I tried to explain the doctrine but my naiveté and lack of fluency in Spanish resulted in very fruitless discussions. Instead, Sister Acevedo took her concerns to the entire congregation and asked them to begin a letter campaign to the prophet demanding they be allowed access to the priesthood. She was immediately ostracized, laughed at and openly mocked by the other members. She couldn’t understand why women should be relegated to second-class and was even more shocked when she realized she would be laughed out of the church for believing the way she did.
The kind and ambitious woman was certainly not the first quasi-activist within the Mormon religion. And she wasn’t the first who failed miserably.
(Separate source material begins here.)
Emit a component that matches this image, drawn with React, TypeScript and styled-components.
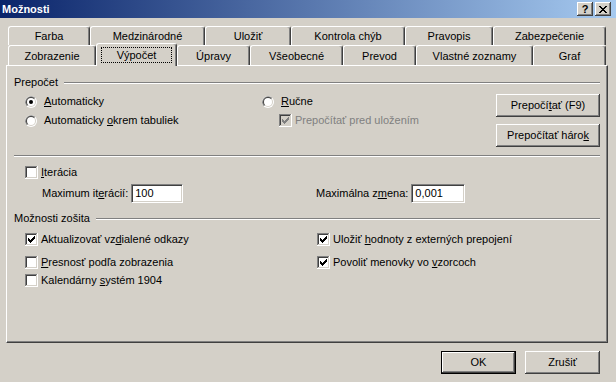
import React from 'react';
import styled, { createGlobalStyle } from 'styled-components';

const face = '#d4d0c8';
const shadow = '#808080';
const dark = '#404040';

const GlobalStyle = createGlobalStyle`
  html, body {
    margin: 0;
    padding: 0;
    background: ${face};
  }
  body {
    font-family: 'Liberation Sans', Arial, sans-serif;
    font-size: 11px;
    color: #000;
  }
  * {
    box-sizing: border-box;
  }
`;

const Window = styled.div`
  width: 616px;
  height: 382px;
  background: ${face};
  display: flex;
  flex-direction: column;
  overflow: hidden;
  font-family: 'Liberation Sans', Arial, sans-serif;
  font-size: 11px;
  line-height: 13px;
`;

const TitleBar = styled.div`
  height: 18px;
  flex: none;
  display: flex;
  align-items: center;
  justify-content: space-between;
  padding: 0 5px 0 2px;
  background: linear-gradient(to right, #0a246a, #a6caf0);
  color: #fff;
  font-weight: bold;
`;

const TitleButtons = styled.div`
  display: flex;
  gap: 2px;
`;

const TitleButton = styled.div`
  width: 16px;
  height: 14px;
  background: ${face};
  display: flex;
  align-items: center;
  justify-content: center;
  color: #000;
  font-weight: bold;
  font-size: 11px;
  box-shadow: inset -1px -1px ${dark}, inset 1px 1px #fff, inset -2px -2px ${shadow};
`;

const Body = styled.div`
  flex: none;
  padding: 8px 8px 0 6px;
  display: flex;
  flex-direction: column;
`;

const TabStrip = styled.div`
  display: flex;
  flex-direction: column;
  padding-left: 2px;
`;

const TabRow = styled.div<{ $h: number }>`
  display: flex;
  align-items: flex-start;
  height: ${p => p.$h}px;
`;

const Tab = styled.div<{ $w: number; $h: number; $active?: boolean }>`
  flex: none;
  width: ${p => p.$w}px;
  height: ${p => (p.$active ? p.$h + 3 : p.$h)}px;
  margin-top: ${p => (p.$active ? -2 : 0)}px;
  position: ${p => (p.$active ? 'relative' : 'static')};
  z-index: ${p => (p.$active ? 2 : 'auto')};
  background: ${face};
  border-top: 1px solid #fff;
  border-left: 1px solid #fff;
  border-right: 1px solid ${dark};
  border-radius: 3px 3px 0 0;
  box-shadow: inset -1px 0 ${shadow};
  display: flex;
  align-items: ${p => (p.$active ? 'flex-start' : 'center')};
  justify-content: center;
  padding-top: ${p => (p.$active ? 3 : 1)}px;
  white-space: nowrap;
`;

const FocusRect = styled.span`
  width: calc(100% - 8px);
  height: 16px;
  border: 1px dotted #000;
  display: flex;
  align-items: center;
  justify-content: center;
`;

const Panel = styled.div`
  width: 602px;
  height: 278px;
  flex: none;
  border-top: 1px solid #fff;
  border-left: 1px solid #fff;
  border-right: 1px solid ${dark};
  border-bottom: 1px solid ${dark};
  box-shadow: inset -1px -1px ${shadow};
  padding: 0 7px;
  display: flex;
  flex-direction: column;
`;

const GroupHeader = styled.div<{ $mt: number }>`
  display: flex;
  align-items: center;
  height: 13px;
  margin-top: ${p => p.$mt}px;
`;

const EtchedLine = styled.div<{ $mt?: number; $ml?: number }>`
  flex: 1;
  height: 2px;
  margin-top: ${p => p.$mt ?? 0}px;
  margin-left: ${p => p.$ml ?? 0}px;
  border-top: 1px solid ${shadow};
  border-bottom: 1px solid #fff;
`;

const Separator = styled(EtchedLine)`
  flex: none;
`;

const CalcSection = styled.div`
  display: grid;
  grid-template-columns: 237px 1fr 104px;
  margin-top: 3px;
  padding-left: 11px;
`;

const Column = styled.div<{ $pt?: number; $gap?: number; $pl?: number }>`
  display: flex;
  flex-direction: column;
  padding-top: ${p => p.$pt ?? 0}px;
  padding-left: ${p => p.$pl ?? 0}px;
  gap: ${p => p.$gap ?? 0}px;
`;

const Option = styled.div<{ $h?: number; $mt?: number; $disabled?: boolean; $indent?: number }>`
  display: flex;
  align-items: center;
  gap: 3px;
  height: ${p => p.$h ?? 13}px;
  margin-top: ${p => p.$mt ?? 0}px;
  padding-left: ${p => p.$indent ?? 0}px;
  color: ${p => (p.$disabled ? shadow : '#000')};
  white-space: nowrap;
`;

const RadioGap = styled.span`
  width: 1px;
`;

const Key = styled.span`
  text-decoration: underline;
`;

const PushButton = styled.div<{ $w: number; $default?: boolean }>`
  width: ${p => p.$w}px;
  height: 23px;
  background: ${face};
  display: flex;
  align-items: center;
  justify-content: center;
  border: ${p => (p.$default ? '1px solid #000' : 'none')};
  box-shadow: inset -1px -1px ${dark}, inset 1px 1px #fff, inset -2px -2px ${shadow};
  white-space: nowrap;
`;

const FieldRow = styled.div`
  display: flex;
  align-items: center;
  height: 19px;
  margin-top: 5px;
  padding-left: 28px;
`;

const Field = styled.div<{ $w?: number }>`
  display: flex;
  align-items: center;
  gap: 3px;
  width: ${p => (p.$w ? `${p.$w}px` : 'auto')};
  white-space: nowrap;
`;

const TextBox = styled.div<{ $w: number }>`
  width: ${p => p.$w}px;
  height: 19px;
  background: #fff;
  border-top: 1px solid ${shadow};
  border-left: 1px solid ${shadow};
  border-bottom: 1px solid #fff;
  border-right: 1px solid #fff;
  box-shadow: inset 1px 1px ${dark}, inset -1px -1px ${face};
  padding-left: 3px;
  display: flex;
  align-items: center;
`;

const OptionsGrid = styled.div`
  display: grid;
  grid-template-columns: 292px 1fr;
  margin-top: 8px;
  padding-left: 11px;
`;

const Footer = styled.div`
  display: flex;
  justify-content: flex-end;
  gap: 9px;
  padding: 8px 8px 0 0;
`;

const CheckBox = ({ checked, disabled }: { checked?: boolean; disabled?: boolean }) => (
  <svg width="13" height="13" viewBox="0 0 13 13" shapeRendering="crispEdges" style={{ flex: 'none' }}>
    <rect x="0" y="0" width="13" height="13" fill="#fff" />
    <path d="M0 0h12v1H1v11H0z" fill={shadow} />
    <path d="M1 1h10v1H2v9H1z" fill={dark} />
    <path d="M11 1h1v11H1v-1h10z" fill={face} />
    <rect x="2" y="2" width="9" height="9" fill={disabled ? face : '#fff'} />
    {checked && (
      <path
        d="M3 5h1v3H3zM4 6h1v3H4zM5 7h1v3H5zM6 6h1v3H6zM7 5h1v3H7zM8 4h1v3H8zM9 3h1v3H9z"
        fill={disabled ? shadow : '#000'}
      />
    )}
  </svg>
);

const Radio = ({ checked }: { checked?: boolean }) => (
  <svg width="12" height="12" viewBox="0 0 12 12" style={{ flex: 'none' }}>
    <circle cx="6" cy="6" r="6" fill="#fff" />
    <path d="M1.76 10.24A6 6 0 0 1 10.24 1.76Z" fill={shadow} />
    <circle cx="6" cy="6" r="5" fill={face} />
    <path d="M2.46 9.54A5 5 0 0 1 9.54 2.46Z" fill={dark} />
    <circle cx="6" cy="6" r="4" fill="#fff" />
    {checked && <circle cx="6" cy="6" r="2" fill="#000" />}
  </svg>
);

const CloseGlyph = () => (
  <svg width="8" height="7" viewBox="0 0 8 7" shapeRendering="crispEdges">
    <path
      d="M0 0h2v1H0zM6 0h2v1H6zM1 1h2v1H1zM5 1h2v1H5zM2 2h4v1H2zM3 3h2v1H3zM2 4h4v1H2zM1 5h2v1H1zM5 5h2v1H5zM0 6h2v1H0zM6 6h2v1H6z"
      fill="#000"
    />
  </svg>
);

const backTabs = [
  { label: 'Farba', w: 82 },
  { label: 'Medzinárodné', w: 115 },
  { label: 'Uložiť', w: 86 },
  { label: 'Kontrola chýb', w: 114 },
  { label: 'Pravopis', w: 88 },
  { label: 'Zabezpečenie', w: 113 },
];

const frontTabs = [
  { label: 'Zobrazenie', w: 88 },
  { label: 'Výpočet', w: 81, active: true },
  { label: 'Úpravy', w: 73 },
  { label: 'Všeobecné', w: 93 },
  { label: 'Prevod', w: 73 },
  { label: 'Vlastné zoznamy', w: 117 },
  { label: 'Graf', w: 73 },
];

const App = () => {
  return (
    <>
      <GlobalStyle />
      <Window>
        <TitleBar>
          <span>Možnosti</span>
          <TitleButtons>
            <TitleButton>?</TitleButton>
            <TitleButton>
              <CloseGlyph />
            </TitleButton>
          </TitleButtons>
        </TitleBar>

        <Body>
          <TabStrip>
            <TabRow $h={19}>
              {backTabs.map(t => (
                <Tab key={t.label} $w={t.w} $h={19}>
                  {t.label}
                </Tab>
              ))}
            </TabRow>
            <TabRow $h={20}>
              {frontTabs.map(t => (
                <Tab key={t.label} $w={t.w} $h={20} $active={t.active}>
                  {t.active ? <FocusRect>{t.label}</FocusRect> : t.label}
                </Tab>
              ))}
            </TabRow>
          </TabStrip>

          <Panel>
            <GroupHeader $mt={10}>
              <span>Prepočet</span>
              <EtchedLine $ml={6} />
            </GroupHeader>

            <CalcSection>
              <Column>
                <Option $h={19}>
                  <Radio checked />
                  <RadioGap />
                  <span><Key>A</Key>utomaticky</span>
                </Option>
                <Option $h={19}>
                  <Radio />
                  <RadioGap />
                  <span>Automaticky <Key>o</Key>krem tabuliek</span>
                </Option>
              </Column>
              <Column>
                <Option $h={19}>
                  <Radio />
                  <RadioGap />
                  <span><Key>R</Key>učne</span>
                </Option>
                <Option $h={19} $indent={17} $disabled>
                  <CheckBox checked disabled />
                  <span>Prepočítať pred uložením</span>
                </Option>
              </Column>
              <Column $pt={2} $gap={7}>
                <PushButton $w={104}>
                  <span>Prepočí<Key>t</Key>ať (F9)</span>
                </PushButton>
                <PushButton $w={104}>
                  <span>Prepočítať háro<Key>k</Key></span>
                </PushButton>
              </Column>
            </CalcSection>

            <Separator $mt={8} />

            <Column $pl={11}>
              <Option $mt={9}>
                <CheckBox />
                <span><Key>I</Key>terácia</span>
              </Option>
            </Column>

            <FieldRow>
              <Field $w={274}>
                <span>Maximum it<Key>e</Key>rácií:</span>
                <TextBox $w={52}>100</TextBox>
              </Field>
              <Field>
                <span>Maximálna z<Key>m</Key>ena:</span>
                <TextBox $w={54}>0,001</TextBox>
              </Field>
            </FieldRow>

            <GroupHeader $mt={9}>
              <span>Možnosti zošita</span>
              <EtchedLine $ml={6} />
            </GroupHeader>

            <OptionsGrid>
              <Column>
                <Option>
                  <CheckBox checked />
                  <span>Aktualizovať vz<Key>d</Key>ialené odkazy</span>
                </Option>
                <Option $mt={10}>
                  <CheckBox />
                  <span><Key>P</Key>resnosť podľa zobrazenia</span>
                </Option>
                <Option $mt={5}>
                  <CheckBox />
                  <span>Kalendárny <Key>s</Key>ystém 1904</span>
                </Option>
              </Column>
              <Column>
                <Option>
                  <CheckBox checked />
                  <span>Uložiť <Key>h</Key>odnoty z externých prepojení</span>
                </Option>
                <Option $mt={10}>
                  <CheckBox checked />
                  <span>Povoliť menovky vo <Key>v</Key>zorcoch</span>
                </Option>
              </Column>
            </OptionsGrid>
          </Panel>

          <Footer>
            <PushButton $w={75} $default>OK</PushButton>
            <PushButton $w={75}>Zrušiť</PushButton>
          </Footer>
        </Body>
      </Window>
    </>
  );
};

export default App;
Many of the Mormon Church’s beliefs and practices have been controversial. From polygamy to ingrained racism, some of the strangest and most offensive practices have been changed.
But the change has never been a result from a ground swelling within the faith — quite the contrary. The religious tenants only change when it becomes impossible to continue with the current paradigm. Blacks were allowed to receive the priesthood only in 1978 when the stance became so unpopular it was seen as archaic. Polygamy was officially abolished only after the state was unable to join the Union due to the practice.
There are many good members of the faith who are working to change the official stance of the church concerning gay issues. But I fear they will be no more successful than dear Sister Acevedo. History tells us it is so.
The Mormon Church faced enormous backlash from their stance on California’s Proposition 8. The financial donations from the members resulted in protests, documentaries, exposés and a huge setback for Mormon public relations. Church officials have since backed off of other similar marriage equality measures and appear to be trying to make grounds with the queer community, however small.
But the vitriol is still there. And Mormon officials recently filed a brief with the U.S. Supreme Court pleading the justices to rule against equality and against the rights of millions of Americans.
Until the Mormon Church’s vast bank account is damaged by their stance on gay issues, their attitude and actions will not change. The church is avoiding other marriage equality debates not because the leaders feel it’s the right thing to do, but because they saw how badly their participation tarnished their image.
I have many friends and family members who are Mormon, and I love them very dearly. But no matter how much they support me and my right to chose whom I want to marry, they will never change the minds of the 12 old, white men who believe they have a mandate from God.